Defending its recent changes to the hours-of-service rules, the Federal Motor Carrier Safety Administration contends that the modifications promote flexibility for drivers without compromising health or safety.

On Tuesday, Jan. 18, FMCSA filed its response brief with the U.S. Court of Appeals for the District of Columbia regarding a lawsuit filed by the International Brotherhood of Teamsters and several safety groups. The lawsuit says FMCSA’s rule changes weakened the hours-of-service regulations and will negatively affect highway safety.

“The incremental changes to the hours-of-service rules challenged here reflect FMCSA’s weighting of scientific evidence and its careful consideration of the potential impacts on driver health and safety,” the agency wrote in its respondent brief. “The current rule does not alter the length of time a driver may drive, and it generally requires a 30-minute break after eight hours of driving.”

FMCSA’s hours-of-service rule changes went into effect in September 2020. The lawsuit was filed shortly before then but was placed in abeyance early in 2021 so a new administration could become familiar with the case. The case resumed in October. Petitioners in the lawsuit are the Teamsters, Advocates for Highway and Auto Safety, the Citizens for Reliable and Safe Highways, and Parents Against Tired Truckers.

The Owner-Operator Independent Drivers Association supports the rule changes and is serving as an intervenor in the lawsuit.

The agency’s final rule made four major changes to the hours of service.

  • The on-duty limits for short-haul operations increased from 12 to 14 hours and from 100 air-miles to 150.
  • The adverse driving provision extended the driving window two hours if the driver encounters adverse driving conditions. In the final rule, the definition of “adverse driving” was modified so that the exception may be applied based on the driver’s (and the dispatcher’s) knowledge of the conditions after being dispatched.
  • In addition to splits of 10/0 and 8/2, drivers are allowed a split-sleeper option of 7/3. Also, the qualifying period doesn’t count against the 14-hour window.
  • The 30-minute break provision was modified to require the break after eight hours of driving time (instead of on-duty time) and allows an on-duty/not driving period to qualify as the required break.

The lawsuit specifically targets the provisions involving short-haul operations and the 30-minute break requirement. The petitioners said the changes to the short-haul limits did not account for the risks of driving later in the workday and failed to adequately respond to a study showing that driving under the short-haul exemption increases crash risk by 383%. In addition, the Teamsters and the safety groups argue that the changes to the break requirement ignored the effect on the safety of cumulative fatigue.

FMCSA said that the petitioners have failed to establish standing, saying the groups haven’t even attempted to specifically identify members who have suffered harm from the rule changes.

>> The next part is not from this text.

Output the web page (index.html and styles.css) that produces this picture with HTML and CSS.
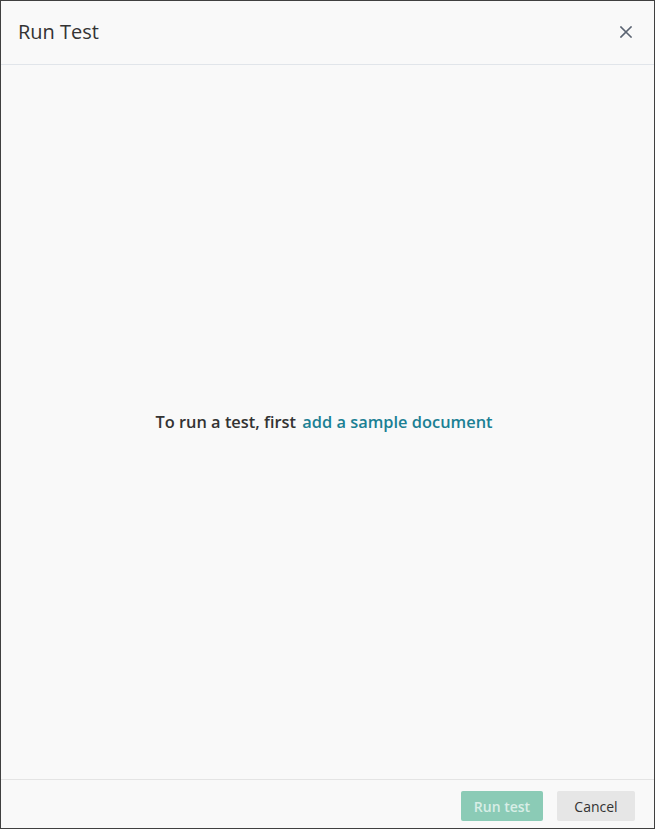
FILE: index.html
```html
<!DOCTYPE html>
<html>
<head>
<meta charset="utf-8">
<link rel="stylesheet" href="styles.css">
</head>
<body>
<div class="dialog">
  <header class="dialog-header">
    <h1 class="dialog-title">Run Test</h1>
    <button class="close-btn" aria-label="Close">
      <svg width="12" height="12" viewBox="0 0 12 12"><path d="M1 1L11 11M11 1L1 11" stroke="#5b6472" stroke-width="1.6" stroke-linecap="square"/></svg>
    </button>
  </header>
  <main class="dialog-body">
    <p class="empty-msg">To run a test, first <a class="link" href="#">add a sample document</a></p>
  </main>
  <footer class="dialog-footer">
    <button class="btn btn-primary" disabled>Run test</button>
    <button class="btn btn-secondary">Cancel</button>
  </footer>
</div>
</body>
</html>
```

FILE: styles.css
```css
* { box-sizing: border-box; }
html, body { margin: 0; padding: 0; }
body {
  font-family: "Open Sans", "Noto Sans", sans-serif;
  background: #f9f9f9;
  color: #333;
}
.dialog {
  width: 655px;
  height: 829px;
  border: 1px solid #404040;
  background: #f9f9f9;
  display: flex;
  flex-direction: column;
}
.dialog-header {
  height: 64px;
  border-bottom: 1px solid #e1e5ea;
  display: flex;
  align-items: center;
  justify-content: space-between;
  padding: 0 22px 2px 17px;
}
.dialog-title {
  margin: 0;
  font-size: 20px;
  font-weight: 400;
  color: #333;
}
.close-btn {
  border: 0;
  background: none;
  padding: 0;
  width: 12px;
  height: 12px;
  display: flex;
  cursor: pointer;
}
.dialog-body {
  flex: 1;
  display: flex;
  align-items: center;
  justify-content: center;
}
.empty-msg {
  margin: 0 7px 2px 0;
  font-size: 16.4px;
  font-weight: 600;
  color: #333;
}
.link {
  color: #1b8094;
  text-decoration: none;
  margin-left: 2px;
}
.dialog-footer {
  height: 49px;
  border-top: 1px solid #e4e4e4;
  display: flex;
  justify-content: flex-end;
  align-items: flex-start;
  gap: 14px;
  padding: 11px 19px 0 0;
}
.btn {
  height: 30px;
  border: 0;
  border-radius: 2px;
  font-family: "Open Sans", "Noto Sans", sans-serif;
  font-size: 14px;
  padding: 0 12px;
}
.btn-primary {
  width: 82px;
  background: #8bcbb6;
  color: #d8eee6;
  font-weight: 600;
}
.btn-secondary {
  width: 78px;
  background: #e6e6e6;
  color: #333;
}
```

The agency also points out that its move toward the rule changes lasted more than two years. The agency issued an advance notice of proposed rulemaking in August 2018. FMCSA conducted several listening sessions and received more than 8,000 comments from the public before releasing the final rule.

“Even if petitioners had established standing to challenge the final rule, FMCSA’s exercise of its expertise and discretion to modify existing hours-of-service rules was appropriate and reasonable, and the petition for review should be denied,” FMCSA wrote.